Al Moutanabbi n'était pas seulement un poète qui improvisait des chefs d'oeuvre de poésie avec des idées merveilleuses, équilibrées et bien agencées, mais il ajoutait à cette poétique débordante de sensibilité une conscience profonde de sa force de caractère et une extraordinaire ambition pour tout ce que la vie présente d'éminemment prestigieux et relevant des grands principes.
En conclusion, j'ai refermé le recueil de poèmes qui m'a permis de célébrer, ne serait-ce que pendant une heure de lecture, le millénaire de la disparition de notre grand poète.
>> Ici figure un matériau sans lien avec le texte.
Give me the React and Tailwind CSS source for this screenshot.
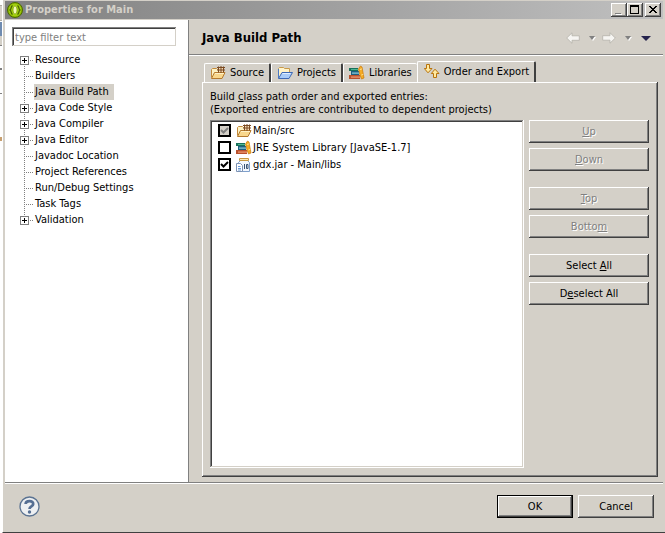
import React, { useState } from 'react';

const raised = 'shadow-[inset_-1px_-1px_#404040,inset_1px_1px_#ffffff,inset_-2px_-2px_#808080]';
const sunken = 'shadow-[inset_-1px_-1px_#ffffff,inset_1px_1px_#808080,inset_-2px_-2px_#d4d0c8,inset_2px_2px_#404040]';

const pages = [
  { name: 'Resource', expandable: true },
  { name: 'Builders' },
  { name: 'Java Build Path' },
  { name: 'Java Code Style', expandable: true },
  { name: 'Java Compiler', expandable: true },
  { name: 'Java Editor', expandable: true },
  { name: 'Javadoc Location' },
  { name: 'Project References' },
  { name: 'Run/Debug Settings' },
  { name: 'Task Tags' },
  { name: 'Validation', expandable: true },
];

const AppIcon = () => (
  <svg width="16" height="16" viewBox="0 0 16 16" aria-hidden="true">
    <circle cx="8" cy="8" r="7.5" fill="#8db600" stroke="#4d6b00" />
    <circle cx="8" cy="8" r="6.2" fill="#a4d210" />
    <path d="M5.6 3.6C3.6 4.2 4.8 6.8 3 8c1.8 1.2 .6 3.8 2.6 4.4M10.4 3.6C12.4 4.2 11.2 6.8 13 8c-1.8 1.2-.6 3.8-2.6 4.4" fill="none" stroke="#4a6600" strokeWidth="1.3" />
    <ellipse cx="8" cy="8" rx="2" ry="4" fill="#f4fbb0" stroke="#6a8c00" strokeWidth=".6" />
  </svg>
);

const SourceIcon = () => (
  <svg width="16" height="16" viewBox="0 0 16 16" aria-hidden="true">
    <path d="M1.5 12.5v-8l1-1h4l1 1h5v3" fill="#fdf2c4" stroke="#c48a3a" />
    <path d="M1.5 13.5l3-6h10.5l-3 6z" fill="#f9d78c" stroke="#b57a2e" />
    <path d="M5 8.5h9" stroke="#fff0c4" />
    <path d="M8 2h6v5H8z" fill="#f7dcb6" />
    <path d="M8.5 1.5v6M11 1v7M13.5 1.5v6M7 2.5h8M7 5h8" fill="none" stroke="#7a4a22" />
  </svg>
);

const ProjectIcon = () => (
  <svg width="16" height="16" viewBox="0 0 16 16" aria-hidden="true">
    <path d="M1.5 12.5v-9l1-1h4l1 1h5v4" fill="#fff3c8" stroke="#c99a4a" />
    <path d="M1.5 4v9" stroke="#4c7ac4" />
    <path d="M1.5 13.5l3.5-6h10.5l-3.5 6z" fill="#a9ccf8" stroke="#3d69b5" />
    <path d="M5.5 8.5h8" stroke="#e0eeff" />
  </svg>
);

const LibraryIcon = () => (
  <svg width="16" height="16" viewBox="0 0 16 16" aria-hidden="true">
    <path d="M0 3h9v3H0z" fill="#17705a" />
    <path d="M2 4h7v1H2z" fill="#4fb592" />
    <path d="M2 6h8v4H2z" fill="#1e5f80" />
    <path d="M3 7.5h7v1.2H3z" fill="#8fd0dc" />
    <path d="M0 10h11v4H0z" fill="#b9502c" />
    <path d="M2 11.5h9v1.2H2z" fill="#ee9c74" />
    <path d="M9.5 4l2-3 1.5 1 2 11-2.5 1-1.500-4z" fill="#f5ab24" stroke="#c87808" strokeWidth=".7" />
    <path d="M11 4.5l2-.6M12.3 10l2-.6" stroke="#ffe08c" />
  </svg>
);

const OrderIcon = () => (
  <svg width="16" height="16" viewBox="0 0 16 16" aria-hidden="true">
    <path d="M2.5 .5h3v4h2.5L4 8.8 .3 4.5h2.2z" fill="#ffeaa0" stroke="#b8730c" />
    <path d="M9.5 13.5h3v-4h2.5L11 5.2 7.3 9.5h2.2z" fill="#ffeaa0" stroke="#b8730c" />
  </svg>
);

const JarIcon = () => (
  <svg width="16" height="16" viewBox="0 0 16 16" aria-hidden="true">
    <path d="M4.5 3.5L2.5 5.5v9h11v-9l-2-2z" fill="#f4f8fe" stroke="#7fa0cc" />
    <path d="M3.5 1.5h9v2h-9z" fill="#fdeab4" stroke="#c89840" />
    <path d="M.5 6.5h4l2 2v6h-6z" fill="#ffffff" stroke="#7d93b5" />
    <path d="M2 9.5h2.5M2 11.5h3M2 13h3" stroke="#6b9bd8" />
    <path d="M8.5 7v5M10.500 7.5h1.500v4h-1.500z" fill="none" stroke="#3a5474" />
  </svg>
);

const HelpIcon = () => (
  <svg width="21" height="21" viewBox="0 0 21 21" aria-hidden="true">
    <circle cx="10.5" cy="10.5" r="9.5" fill="#eef0f2" stroke="#5b7392" strokeWidth="1.3" />
    <path d="M6.6 8c.2-4 8-3.8 7.6 .1-.1 2.5-3.7 2.2-3.7 5" fill="none" stroke="#566f93" strokeWidth="2.7" />
    <circle cx="10.5" cy="16" r="1.7" fill="#566f93" />
  </svg>
);

const NavArrow = ({ flip }) => (
  <svg width="14" height="12" viewBox="0 0 14 12" className={flip ? 'rotate-180' : ''} aria-hidden="true">
    <path d="M.7 6L6 .8v3h7.3v4.5H6v3z" fill="#f6f5f2" stroke="#b4b1aa" strokeWidth=".8" />
  </svg>
);

const Caret = () => (
  <svg width="7" height="5" viewBox="0 0 7 5" aria-hidden="true">
    <path d="M1 1h6L4 5z" fill="#ffffff" />
    <path d="M0 0h6L3 4z" fill="#808080" />
  </svg>
);

const TreeGuide = ({ expandable, first, last }) => (
  <svg width="14" height="16" viewBox="0 0 14 16" shapeRendering="crispEdges" aria-hidden="true">
    <path d={first ? 'M4.5 8v8' : last ? 'M4.5 0v8' : 'M4.5 0v16'} stroke="#808080" strokeDasharray="1 1" />
    <path d="M6 8.5h7" stroke="#808080" strokeDasharray="1 1" />
    {expandable && (
      <>
        <rect x=".5" y="4.5" width="8" height="8" fill="#ffffff" stroke="#808080" />
        <path d="M2 8.5h5M4.5 6v5" stroke="#000000" />
      </>
    )}
  </svg>
);

const TitleButton = ({ label, children }) => (
  <button type="button" aria-label={label} className={`flex h-3.5 w-4 items-center justify-center bg-[#d4d0c8] ${raised}`}>
    <svg width="16" height="14" viewBox="0 0 16 14" shapeRendering="crispEdges">{children}</svg>
  </button>
);

const TitleBar = () => (
  <header className="mr-0.5 flex h-[18px] items-center bg-linear-to-r from-[#808080] to-[#c0c0c0] pr-0.5 pl-0.5">
    <AppIcon />
    <h1 className="ml-0.5 flex-1 font-bold text-[#d4d0c8]">Properties for Main</h1>
    <TitleButton label="Minimize">
      <path d="M5 11h6v1H5z" fill="#ffffff" />
      <path d="M4 10h6v1H4z" fill="#808080" />
    </TitleButton>
    <TitleButton label="Maximize">
      <path d="M3.5 3v7.5h8V3M3 3h9" fill="none" stroke="#000000" />
      <path d="M3 2h9v2H3z" fill="#000000" />
    </TitleButton>
    <div className="ml-0.5 flex">
      <TitleButton label="Close">
        <path d="M4 3h2v1h1v1h2V4h1V3h2v1h-1v1h-1v1H9v1h1v1h1v1h1v1h-2V9H9V8H7v1H6v1H4V9h1V8h1V7h1V6H6V5H5V4H4z" fill="#000000" />
      </TitleButton>
    </div>
  </header>
);

const Sidebar = ({ selected, onSelect }) => (
  <aside className="flex w-[184px] shrink-0 flex-col border-r border-[#808080] bg-white pt-[7px] pl-[7px]">
    <input
      type="text"
      aria-label="Filter"
      placeholder="type filter text"
      className={`h-5 w-[165px] bg-white px-[3px] placeholder:text-[#808080] focus:outline-none ${sunken}`}
    />
    <ul className="mt-[5px] pl-2">
      {pages.map((page, i) => (
        <li key={page.name} className="flex h-4">
          <TreeGuide expandable={page.expandable} first={i === 0} last={i === pages.length - 1} />
          <button
            type="button"
            onClick={() => onSelect(page.name)}
            className={`pr-[5px] pl-px whitespace-nowrap ${selected === page.name ? 'bg-[#d4d0c8]' : ''}`}
          >
            {page.name}
          </button>
        </li>
      ))}
    </ul>
  </aside>
);

const Tab = ({ icon, label, active, edge }) => (
  <button
    type="button"
    role="tab"
    aria-selected={!!active}
    className={`flex items-center gap-1 rounded-t-xs border-t border-l border-white pr-[5px] whitespace-nowrap ${
      active ? '-mb-px h-[22px] border-r-2 border-r-[#404040] bg-[#d4d0c8] pb-0.5 pl-1.5' : 'h-[19px] pl-[5px]'
    } ${edge ? 'border-r-2 border-r-[#404040]' : ''}`}
  >
    {icon}
    {label}
  </button>
);

const Check = ({ color }) => (
  <svg width="13" height="13" viewBox="0 0 13 13" className="pointer-events-none absolute inset-0" aria-hidden="true">
    <path d="M3 6l2.5 2.5L10 4" fill="none" stroke={color} strokeWidth="2" />
  </svg>
);

const Entry = ({ icon, label, checked, locked, onToggle }) => (
  <li className="h-[17px]">
    <label className="flex h-[17px] items-center">
      <span className="relative mr-[5px] flex">
        <input
          type="checkbox"
          checked={checked}
          disabled={locked}
          onChange={onToggle}
          className={`size-[13px] appearance-none border-2 border-black ${locked ? 'bg-[#d4d0c8]' : 'bg-white'}`}
        />
        {checked && <Check color={locked ? '#808080' : '#000000'} />}
      </span>
      {icon}
      <span className="ml-px whitespace-nowrap">{label}</span>
    </label>
  </li>
);

const SideButton = ({ children, disabled }) => (
  <button
    type="button"
    disabled={disabled}
    className={`h-[23px] w-[120px] underline-offset-1 disabled:text-[#808080] disabled:text-shadow-[1px_1px_#ffffff] ${raised}`}
  >
    {children}
  </button>
);

const OrderAndExport = () => {
  const [checked, setChecked] = useState({ src: true, jre: false, gdx: true });

  const toggle = (key) => setChecked({ ...checked, [key]: !checked[key] });

  return (
    <section className={`flex flex-1 flex-col pt-2 pr-[9px] pb-[9px] pl-2 ${raised}`}>
      <p className="leading-[13px]">
        Build <u className="underline-offset-1">c</u>lass path order and exported entries:
        <br />
        (Exported entries are contributed to dependent projects)
      </p>
      <div className="mt-1 flex flex-1 gap-[5px]">
        <ul className={`flex-1 bg-white pt-0.5 pl-2 ${sunken}`}>
          <Entry icon={<SourceIcon />} label="Main/src" checked={checked.src} locked />
          <Entry icon={<LibraryIcon />} label="JRE System Library [JavaSE-1.7]" checked={checked.jre} onToggle={() => toggle('jre')} />
          <Entry icon={<JarIcon />} label="gdx.jar - Main/libs" checked={checked.gdx} onToggle={() => toggle('gdx')} />
        </ul>
        <div className="flex flex-col gap-4">
          <div className="flex flex-col gap-[5px]">
            <SideButton disabled><u>U</u>p</SideButton>
            <SideButton disabled><u>D</u>own</SideButton>
          </div>
          <div className="flex flex-col gap-[5px]">
            <SideButton disabled><u>T</u>op</SideButton>
            <SideButton disabled>Botto<u>m</u></SideButton>
          </div>
          <div className="flex flex-col gap-[5px]">
            <SideButton>Select <u>A</u>ll</SideButton>
            <SideButton>D<u>e</u>select All</SideButton>
          </div>
        </div>
      </div>
    </section>
  );
};

// slice of the window that sits behind the dialog
const Backdrop = () => (
  <div className="flex w-0.5 shrink-0 flex-col bg-white pt-[5px]">
    <div className="h-4 border-y border-[#b0aca4] bg-[#d4d0c8]" />
    <div className="mt-px h-3.5 bg-[#6f8bb0]" />
    <div className="h-2.5 border-b border-[#808080] bg-[#d4d0c8]" />
    <div className="mt-[22px] h-0.5 bg-[#808080]" />
    <div className="mt-[23px] h-px bg-[#808080]" />
    <div className="mt-[43px] h-1 bg-[#c8a070]" />
  </div>
);

export default function App() {
  const [selected, setSelected] = useState('Java Build Path');

  return (
    <div className="flex min-h-screen bg-[#d4d0c8] font-['Tahoma','DejaVu_Sans_Condensed','DejaVu_Sans',sans-serif] text-[11px] leading-4 text-black">
      <Backdrop />
      <div className="flex flex-1 flex-col border-b border-l border-b-[#404040] border-l-white pt-px pl-0.5">
        <TitleBar />
        <div className="flex flex-1 pt-px">
          <Sidebar selected={selected} onSelect={setSelected} />
          <main className="flex flex-1 flex-col">
            <div className="mr-0.5 flex h-[35px] items-center justify-between border-b border-[#808080] pt-0.5 pr-3 pl-[13px] shadow-[0_1px_#ffffff]">
              <h2 className="text-[13px] font-bold">{selected}</h2>
              <nav className="flex items-center" aria-label="History">
                <button type="button" aria-label="Back"><NavArrow /></button>
                <button type="button" aria-label="Back history" className="ml-[9px]"><Caret /></button>
                <button type="button" aria-label="Forward" className="ml-1.5"><NavArrow flip /></button>
                <button type="button" aria-label="Forward history" className="ml-[9px]"><Caret /></button>
                <button type="button" aria-label="Menu" className="ml-[9px]">
                  <svg width="10" height="5" viewBox="0 0 10 5"><path d="M0 0h10L5 5z" fill="#25234d" /></svg>
                </button>
              </nav>
            </div>
            <div className="flex flex-1 flex-col pt-1.5 pr-[7px] pb-[5px] pl-[13px]">
              <div role="tablist" className="flex items-end pl-0.5">
                <Tab icon={<SourceIcon />} label="Source" edge />
                <Tab icon={<ProjectIcon />} label="Projects" edge />
                <Tab icon={<LibraryIcon />} label="Libraries" />
                <Tab icon={<OrderIcon />} label="Order and Export" active />
              </div>
              <OrderAndExport />
            </div>
          </main>
        </div>
        <footer className="mr-0.5 flex h-[50px] items-center justify-between border-t border-[#808080] pr-[9px] pb-0.5 pl-3.5 shadow-[inset_0_1px_#ffffff]">
          <button type="button" aria-label="Help"><HelpIcon /></button>
          <div className="flex gap-[5px]">
            <button type="submit" className={`h-[23px] w-[76px] border border-black ${raised}`}>OK</button>
            <button type="button" className={`h-[23px] w-[76px] ${raised}`}>Cancel</button>
          </div>
        </footer>
      </div>
    </div>
  );
}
Je me suis posé la question de savoir quel type de sensation se dégageait de cette belle maxime, quel être humain pouvait s'enorgueillir à ce point de sa force de caractère et quel sujet mortel nourrissait de telles ambitions. Ce ne pouvait être qu'un grand homme à qui le sort n'a ouvert les horizons de la vie qu'avec parcimonie. Il n'a pu occuper que le poste de poète, mais quel poète il était! C'était le poète de la grandeur d'âme vouée à la vie éternelle. C'est là un titre de gloire et de magnificence dont seul il pouvait fièrement se prévaloir.